▶ **Provided material**:
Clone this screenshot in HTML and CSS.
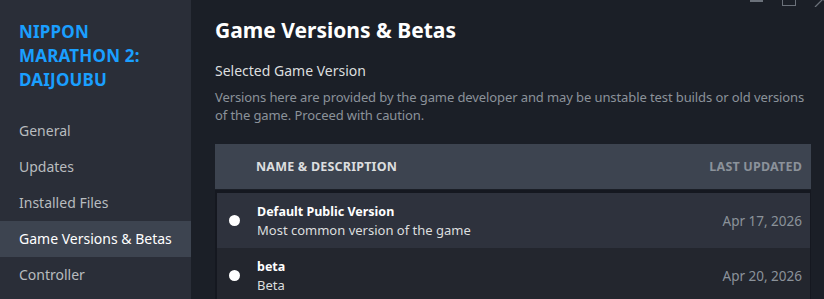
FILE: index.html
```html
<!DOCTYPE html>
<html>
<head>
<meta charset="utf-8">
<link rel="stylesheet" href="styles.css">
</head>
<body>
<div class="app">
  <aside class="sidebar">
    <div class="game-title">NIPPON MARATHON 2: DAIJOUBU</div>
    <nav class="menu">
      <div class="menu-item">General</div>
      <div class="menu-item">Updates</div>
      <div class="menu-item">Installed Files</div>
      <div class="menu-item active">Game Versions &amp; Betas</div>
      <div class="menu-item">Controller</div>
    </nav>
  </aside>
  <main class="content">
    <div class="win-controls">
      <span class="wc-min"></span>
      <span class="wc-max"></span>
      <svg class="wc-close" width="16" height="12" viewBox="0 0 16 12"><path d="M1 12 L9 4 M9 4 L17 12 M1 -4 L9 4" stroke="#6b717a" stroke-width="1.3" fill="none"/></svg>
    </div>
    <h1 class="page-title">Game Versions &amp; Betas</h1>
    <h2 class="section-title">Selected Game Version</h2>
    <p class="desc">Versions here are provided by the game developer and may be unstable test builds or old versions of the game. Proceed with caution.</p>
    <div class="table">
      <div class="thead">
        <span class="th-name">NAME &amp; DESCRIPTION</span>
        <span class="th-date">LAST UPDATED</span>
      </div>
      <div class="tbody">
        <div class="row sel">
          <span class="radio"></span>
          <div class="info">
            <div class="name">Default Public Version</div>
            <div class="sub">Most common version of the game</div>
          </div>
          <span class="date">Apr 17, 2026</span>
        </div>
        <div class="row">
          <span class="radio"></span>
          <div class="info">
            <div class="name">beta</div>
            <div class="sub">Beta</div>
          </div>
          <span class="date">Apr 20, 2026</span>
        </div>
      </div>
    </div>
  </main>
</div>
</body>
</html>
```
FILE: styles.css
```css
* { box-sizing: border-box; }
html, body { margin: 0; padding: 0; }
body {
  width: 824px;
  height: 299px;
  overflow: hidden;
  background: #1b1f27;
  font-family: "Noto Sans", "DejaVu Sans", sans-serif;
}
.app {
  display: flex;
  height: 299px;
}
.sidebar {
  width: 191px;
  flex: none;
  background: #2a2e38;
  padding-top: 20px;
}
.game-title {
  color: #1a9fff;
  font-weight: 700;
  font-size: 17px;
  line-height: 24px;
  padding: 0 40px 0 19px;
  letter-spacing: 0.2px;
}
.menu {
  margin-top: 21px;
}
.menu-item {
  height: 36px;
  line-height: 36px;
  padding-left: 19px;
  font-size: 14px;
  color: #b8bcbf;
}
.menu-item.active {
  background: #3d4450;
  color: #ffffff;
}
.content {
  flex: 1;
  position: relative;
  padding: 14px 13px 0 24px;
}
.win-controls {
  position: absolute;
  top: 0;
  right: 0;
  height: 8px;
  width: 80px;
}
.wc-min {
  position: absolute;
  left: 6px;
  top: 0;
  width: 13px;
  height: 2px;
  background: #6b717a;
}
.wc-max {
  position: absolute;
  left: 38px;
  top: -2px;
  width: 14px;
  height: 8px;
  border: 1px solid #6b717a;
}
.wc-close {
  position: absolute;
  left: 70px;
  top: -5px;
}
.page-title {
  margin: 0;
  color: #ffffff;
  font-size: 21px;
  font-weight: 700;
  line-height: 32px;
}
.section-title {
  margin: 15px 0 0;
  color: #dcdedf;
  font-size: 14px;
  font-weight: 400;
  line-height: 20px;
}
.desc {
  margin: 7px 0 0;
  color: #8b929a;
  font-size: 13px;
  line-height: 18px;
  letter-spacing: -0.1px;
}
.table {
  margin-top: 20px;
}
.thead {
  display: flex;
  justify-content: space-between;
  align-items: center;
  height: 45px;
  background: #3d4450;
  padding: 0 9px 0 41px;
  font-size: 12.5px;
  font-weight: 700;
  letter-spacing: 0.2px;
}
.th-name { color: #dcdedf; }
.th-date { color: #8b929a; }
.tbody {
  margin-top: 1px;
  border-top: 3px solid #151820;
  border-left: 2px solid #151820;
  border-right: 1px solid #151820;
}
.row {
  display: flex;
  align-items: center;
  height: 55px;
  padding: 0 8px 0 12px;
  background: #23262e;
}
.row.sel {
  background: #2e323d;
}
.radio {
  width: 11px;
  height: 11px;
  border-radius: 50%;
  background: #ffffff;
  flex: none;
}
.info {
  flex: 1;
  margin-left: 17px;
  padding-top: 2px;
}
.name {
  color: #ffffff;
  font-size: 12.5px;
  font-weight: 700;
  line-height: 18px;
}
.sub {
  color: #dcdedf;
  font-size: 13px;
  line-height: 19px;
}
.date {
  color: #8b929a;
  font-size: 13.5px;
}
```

▶ **Task statement**: Retype each line of the listing above word for word. Exclude the pictures.

▶ **Result**:
Clone this screenshot in HTML and CSS.
FILE: index.html
```html
<!DOCTYPE html>
<html>
<head>
<meta charset="utf-8">
<link rel="stylesheet" href="styles.css">
</head>
<body>
<div class="app">
  <aside class="sidebar">
    <div class="game-title">NIPPON MARATHON 2: DAIJOUBU</div>
    <nav class="menu">
      <div class="menu-item">General</div>
      <div class="menu-item">Updates</div>
      <div class="menu-item">Installed Files</div>
      <div class="menu-item active">Game Versions &amp; Betas</div>
      <div class="menu-item">Controller</div>
    </nav>
  </aside>
  <main class="content">
    <div class="win-controls">
      <span class="wc-min"></span>
      <span class="wc-max"></span>
      <svg class="wc-close" width="16" height="12" viewBox="0 0 16 12"><path d="M1 12 L9 4 M9 4 L17 12 M1 -4 L9 4" stroke="#6b717a" stroke-width="1.3" fill="none"/></svg>
    </div>
    <h1 class="page-title">Game Versions &amp; Betas</h1>
    <h2 class="section-title">Selected Game Version</h2>
    <p class="desc">Versions here are provided by the game developer and may be unstable test builds or old versions of the game. Proceed with caution.</p>
    <div class="table">
      <div class="thead">
        <span class="th-name">NAME &amp; DESCRIPTION</span>
        <span class="th-date">LAST UPDATED</span>
      </div>
      <div class="tbody">
        <div class="row sel">
          <span class="radio"></span>
          <div class="info">
            <div class="name">Default Public Version</div>
            <div class="sub">Most common version of the game</div>
          </div>
          <span class="date">Apr 17, 2026</span>
        </div>
        <div class="row">
          <span class="radio"></span>
          <div class="info">
            <div class="name">beta</div>
            <div class="sub">Beta</div>
          </div>
          <span class="date">Apr 20, 2026</span>
        </div>
      </div>
    </div>
  </main>
</div>
</body>
</html>
```
FILE: styles.css
```css
* { box-sizing: border-box; }
html, body { margin: 0; padding: 0; }
body {
  width: 824px;
  height: 299px;
  overflow: hidden;
  background: #1b1f27;
  font-family: "Noto Sans", "DejaVu Sans", sans-serif;
}
.app {
  display: flex;
  height: 299px;
}
.sidebar {
  width: 191px;
  flex: none;
  background: #2a2e38;
  padding-top: 20px;
}
.game-title {
  color: #1a9fff;
  font-weight: 700;
  font-size: 17px;
  line-height: 24px;
  padding: 0 40px 0 19px;
  letter-spacing: 0.2px;
}
.menu {
  margin-top: 21px;
}
.menu-item {
  height: 36px;
  line-height: 36px;
  padding-left: 19px;
  font-size: 14px;
  color: #b8bcbf;
}
.menu-item.active {
  background: #3d4450;
  color: #ffffff;
}
.content {
  flex: 1;
  position: relative;
  padding: 14px 13px 0 24px;
}
.win-controls {
  position: absolute;
  top: 0;
  right: 0;
  height: 8px;
  width: 80px;
}
.wc-min {
  position: absolute;
  left: 6px;
  top: 0;
  width: 13px;
  height: 2px;
  background: #6b717a;
}
.wc-max {
  position: absolute;
  left: 38px;
  top: -2px;
  width: 14px;
  height: 8px;
  border: 1px solid #6b717a;
}
.wc-close {
  position: absolute;
  left: 70px;
  top: -5px;
}
.page-title {
  margin: 0;
  color: #ffffff;
  font-size: 21px;
  font-weight: 700;
  line-height: 32px;
}
.section-title {
  margin: 15px 0 0;
  color: #dcdedf;
  font-size: 14px;
  font-weight: 400;
  line-height: 20px;
}
.desc {
  margin: 7px 0 0;
  color: #8b929a;
  font-size: 13px;
  line-height: 18px;
  letter-spacing: -0.1px;
}
.table {
  margin-top: 20px;
}
.thead {
  display: flex;
  justify-content: space-between;
  align-items: center;
  height: 45px;
  background: #3d4450;
  padding: 0 9px 0 41px;
  font-size: 12.5px;
  font-weight: 700;
  letter-spacing: 0.2px;
}
.th-name { color: #dcdedf; }
.th-date { color: #8b929a; }
.tbody {
  margin-top: 1px;
  border-top: 3px solid #151820;
  border-left: 2px solid #151820;
  border-right: 1px solid #151820;
}
.row {
  display: flex;
  align-items: center;
  height: 55px;
  padding: 0 8px 0 12px;
  background: #23262e;
}
.row.sel {
  background: #2e323d;
}
.radio {
  width: 11px;
  height: 11px;
  border-radius: 50%;
  background: #ffffff;
  flex: none;
}
.info {
  flex: 1;
  margin-left: 17px;
  padding-top: 2px;
}
.name {
  color: #ffffff;
  font-size: 12.5px;
  font-weight: 700;
  line-height: 18px;
}
.sub {
  color: #dcdedf;
  font-size: 13px;
  line-height: 19px;
}
.date {
  color: #8b929a;
  font-size: 13.5px;
}
```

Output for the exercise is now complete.